I initially tried shoving everything into the instructions parameter, which got messy fast. Context providers keep the base instructions clean while dynamically injecting relevant data. It's a separation of concerns that makes your agents much more maintainable.
Step 5 & 6: Workflows and the Agent Harness
This is where MAF really differentiates itself. Step 5 introduces deterministic workflows for composing multi-step processes, and Step 6 adds the "harness" agent that can plan and track complex tasks.
Workflows let you chain agents together in a defined sequence—Agent A processes input, passes results to Agent B, and so on. The harness agent takes this further by acting as an orchestrator that can break down complex requests, delegate to specialized agents, and track progress.

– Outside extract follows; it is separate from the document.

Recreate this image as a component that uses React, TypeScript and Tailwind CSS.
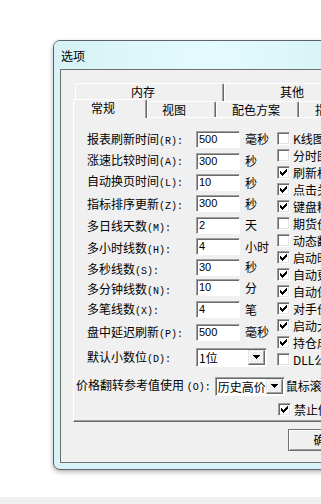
import React from 'react';

const cjk = "font-['Noto_Sans_CJK_SC',sans-serif]";

const Hot = ({ k }: { k: string }) => (
  <span className="font-['Liberation_Mono',monospace] text-[10px]">({k}):</span>
);

const CheckMark = () => (
  <svg width="7" height="7" viewBox="0 0 7 7" shapeRendering="crispEdges">
    <rect x="6" y="0" width="1" height="1" fill="#000" />
    <rect x="5" y="1" width="2" height="1" fill="#000" />
    <rect x="0" y="2" width="1" height="1" fill="#000" />
    <rect x="4" y="2" width="3" height="1" fill="#000" />
    <rect x="0" y="3" width="2" height="1" fill="#000" />
    <rect x="3" y="3" width="3" height="1" fill="#000" />
    <rect x="0" y="4" width="5" height="1" fill="#000" />
    <rect x="1" y="5" width="3" height="1" fill="#000" />
    <rect x="2" y="6" width="1" height="1" fill="#000" />
  </svg>
);

const CheckBox = ({ checked, text }: { checked: boolean; text: string }) => (
  <div className="flex items-center h-[17px] whitespace-nowrap">
    <span className="w-[13px] h-[13px] shrink-0 bg-white border border-t-[#a0a0a0] border-l-[#a0a0a0] border-r-white border-b-white shadow-[inset_1px_1px_0_#696969,inset_-1px_-1px_0_#e3e3e3] flex items-center justify-center">
      {checked && <CheckMark />}
    </span>
    <span className="ml-[3px] text-[12px] leading-[16px]">{text}</span>
  </div>
);

const DropArrow = () => (
  <span className="w-[17px] h-full shrink-0 bg-[#f0f0f0] border border-t-[#e3e3e3] border-l-[#e3e3e3] border-r-[#696969] border-b-[#696969] shadow-[inset_-1px_-1px_0_#a0a0a0,inset_1px_1px_0_#fff] flex items-center justify-center">
    <svg width="7" height="4" viewBox="0 0 7 4" shapeRendering="crispEdges">
      <path d="M0 0H7L3.5 4Z" fill="#000" />
    </svg>
  </span>
);

const Combo = ({ value, w }: { value: string; w: string }) => (
  <div className={`${w} h-[19px] shrink-0 bg-white border border-t-[#a0a0a0] border-l-[#a0a0a0] border-r-white border-b-white shadow-[inset_1px_1px_0_#696969] flex items-stretch p-[1px] pl-[2px]`}>
    <span className="flex-1 text-[12px] leading-[15px] whitespace-nowrap overflow-hidden">{value}</span>
    <DropArrow />
  </div>
);

const rows = [
  { label: '报表刷新时间', k: 'R', v: '500', unit: '毫秒', h: 'h-[22px]', ly: 'top-[1px]' },
  { label: '涨速比较时间', k: 'A', v: '300', unit: '秒', h: 'h-[22px]', ly: 'top-[0px]' },
  { label: '自动换页时间', k: 'L', v: '10', unit: '秒', h: 'h-[21px]', ly: 'top-[0px]' },
  { label: '指标排序更新', k: 'Z', v: '300', unit: '秒', h: 'h-[21px]', ly: 'top-[2px]' },
  { label: '多日线天数', k: 'M', v: '2', unit: '天', h: 'h-[22px]', ly: 'top-[2px]' },
  { label: '多小时线数', k: 'H', v: '4', unit: '小时', h: 'h-[21px]', ly: 'top-[3px]' },
  { label: '多秒线数', k: 'S', v: '30', unit: '秒', h: 'h-[20px]', ly: 'top-[3px]' },
  { label: '多分钟线数', k: 'N', v: '10', unit: '分', h: 'h-[21px]', ly: 'top-[3px]' },
  { label: '多笔线数', k: 'X', v: '4', unit: '笔', h: 'h-[23px]', ly: 'top-[1px]' },
  { label: '盘中延迟刷新', k: 'P', v: '500', unit: '毫秒', h: 'h-[22px]', ly: 'top-[1px]' },
];

const checks: [boolean, string][] = [
  [false, 'K线图显示标记'],
  [false, '分时图显示均线'],
  [true, '刷新标题栏'],
  [true, '点击关联'],
  [true, '键盘精灵'],
  [false, '期货价格'],
  [false, '动态翻页'],
  [true, '启动时检查'],
  [true, '自动更新'],
  [true, '自动保存'],
  [true, '对手价下单'],
  [true, '启动大字'],
  [true, '持仓成本'],
  [false, 'DLL公式'],
];

const tabBase =
  'shrink-0 bg-[#f0f0f0] border-t border-l border-white border-r border-r-[#696969] shadow-[inset_-1px_0_0_#a0a0a0] rounded-tl-[2px] rounded-tr-[2px] text-[12px] whitespace-nowrap';

export default function App() {
  return (
    <div className={`w-[321px] h-[504px] bg-white overflow-hidden flex flex-col text-black ${cjk}`}>
      <div className="ml-[53px] mt-[40px] w-[320px] h-[430px] shrink-0 border border-[#5d6266] rounded-[7px] bg-[#d8f3f7] flex flex-col shadow-[0_2px_5px_rgba(0,0,0,0.3)]">
        {/* title bar */}
        <div className="h-[28px] shrink-0 pl-[7px] flex items-center rounded-t-[6px] bg-gradient-to-r from-[#d6f2f6] via-[#e4fbfd] to-[#d3f1f5]">
          <span className="text-[12px] leading-[16px] pt-[1px]">选项</span>
        </div>

        {/* client */}
        <div className="ml-[6px] mb-[6px] flex-1 border border-[#6f6f6f] border-r-0 bg-[#f0f0f0] pl-[12px] pt-[13px]">
          {/* back tab row */}
          <div className="flex h-[18px] ml-[2px]">
            <div className={`${tabBase} w-[149px] pl-[55px] leading-[16px]`}>内存</div>
            <div className={`${tabBase} w-[149px] pl-[55px] leading-[16px]`}>其他</div>
          </div>
          {/* front tab row */}
          <div className="flex items-end h-[16px]">
            <div className={`${tabBase} relative top-[1px] z-10 w-[74px] h-[19px] pl-[17px] leading-[15px]`}>常规</div>
            <div className={`${tabBase} w-[69px] h-[16px] pl-[14px] leading-[15px]`}>视图</div>
            <div className={`${tabBase} w-[83px] h-[16px] pl-[15px] leading-[15px]`}>配色方案</div>
            <div className={`${tabBase} w-[80px] h-[16px] pl-[15px] leading-[15px]`}>指标设置</div>
          </div>

          {/* panel */}
          <div className="h-[305px] w-[300px] border-t border-l border-white border-b border-b-[#696969] shadow-[inset_0_-1px_0_#a0a0a0] flex flex-col">
            <div className="flex h-[254px] shrink-0">
              <div className="w-[203px] shrink-0 pl-[13px] pt-[10px] flex flex-col">
                {rows.map((r) => (
                  <div key={r.label} className={`${r.h} flex items-center shrink-0`}>
                    <span className={`w-[109px] shrink-0 text-[12px] leading-[16px] whitespace-nowrap relative ${r.ly}`}>
                      {r.label}
                      <Hot k={r.k} />
                    </span>
                    <div className="w-[44px] h-[17px] shrink-0 bg-white border border-t-[#a0a0a0] border-l-[#a0a0a0] border-r-white border-b-white shadow-[inset_1px_1px_0_#696969] pl-[2px] font-['Liberation_Sans',sans-serif] text-[11px] leading-[15px]">
                      {r.v}
                    </div>
                    <span className="ml-[5px] text-[12px] leading-[16px] whitespace-nowrap">{r.unit}</span>
                  </div>
                ))}
                <div className="h-[28px] flex items-center shrink-0">
                  <span className="w-[109px] shrink-0 text-[12px] leading-[16px] whitespace-nowrap relative top-[1px]">
                    默认小数位
                    <Hot k="D" />
                  </span>
                  <Combo value="1位" w="w-[71px]" />
                </div>
              </div>
              <div className="pt-[12px] flex flex-col">
                {checks.map(([c, t], i) => (
                  <CheckBox key={i} checked={c} text={t} />
                ))}
              </div>
            </div>

            <div className="mt-[5px] h-[18px] pl-[2px] flex items-center shrink-0 whitespace-nowrap">
              <span className="text-[12px] leading-[16px]">
                价格翻转参考值使用 <Hot k="O" />
              </span>
              <span className="ml-[4px]">
                <Combo value="历史高价" w="w-[70px]" />
              </span>
              <span className="ml-[1px] text-[12px] leading-[16px]">鼠标滚轮翻页</span>
            </div>

            <div className="mt-[6px] pl-[204px] shrink-0">
              <CheckBox checked={true} text="禁止修改" />
            </div>
          </div>

          {/* buttons */}
          <div className="flex mt-[7px]">
            <button className="ml-[215px] w-[75px] h-[22px] shrink-0 bg-[#f0f0f0] border border-[#707070] shadow-[inset_1px_1px_0_#fff,inset_-1px_-1px_0_#a0a0a0] text-[12px] leading-[16px]">
              确定
            </button>
          </div>
        </div>
      </div>
      <div className="flex-1" />
      <div className="h-[7px] shrink-0 bg-[#f0f0f0]" />
    </div>
  );
}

I haven't built anything production-ready with the harness yet, but I experimented with a simple research workflow: one agent finds information, another summarizes it, and a third formats the output. The workflow syntax is clean:
from agent_framework import Workflow, Step
workflow = Workflow(
steps=[
Step(agent=research_agent, name="research"),
Step(agent=summary_agent, name="summarize"),
Step(agent=format_agent, name="format")
]
)
result = await workflow.invoke("Explain quantum computing for a blog post")
The output from each step automatically feeds into the next. You can also add conditional logic and branching, though I haven't needed that yet.
Step 7: Hosting Your Agent
The final step covers exposing your agent via hosting infrastructure. This is where you go from a local script to something users can actually interact with. The framework provides integration with Azure hosting options, making it straightforward to deploy your agent as an API endpoint.
I deployed a test agent to Azure Container Apps in about 20 minutes following the tutorial. The hosting setup was smoother than I expected, though you'll need some familiarity with Azure infrastructure.
Honest Assessment and Practical Tips
After spending a weekend with MAF, here's my take:
What I liked:
- The progressive tutorial structure is genuinely excellent. Each step builds on the last without overwhelming you.
- Tool calling "just works" once you set it up correctly. The automatic loop handling saved me significant code.
- Sessions and context providers solve real problems cleanly.
Limitations to be aware of:
- The framework is still evolving. I hit a few rough edges, particularly around error messages that weren't helpful.
- The Go version is missing significant features compared to Python and C#.
- Documentation outside the core tutorial is sparse. When I wanted to customize tool call behavior, I ended up reading source code.
- If you're not on Azure, setup requires extra configuration. The default assumptions are Azure-centric.
Tips from my experience:
- Always add detailed docstrings to your tool functions. This is non-negotiable.
- Use
asyncio.run()if you're running outside Jupyter. - One session per user conversation—don't share state.
- Start with Step 1 and work through sequentially. Skipping ahead will confuse you.
- Keep your agent instructions focused and specific. Vague instructions produce vague behavior.
MAF isn't the only agent framework out there, and for simple use cases it might be overkill. But if you're building something that needs tools, conversation memory, and multi-step workflows—and especially if you're already in the Azure ecosystem—it's worth a serious look. The progressive approach means you can adopt it incrementally without a massive upfront investment.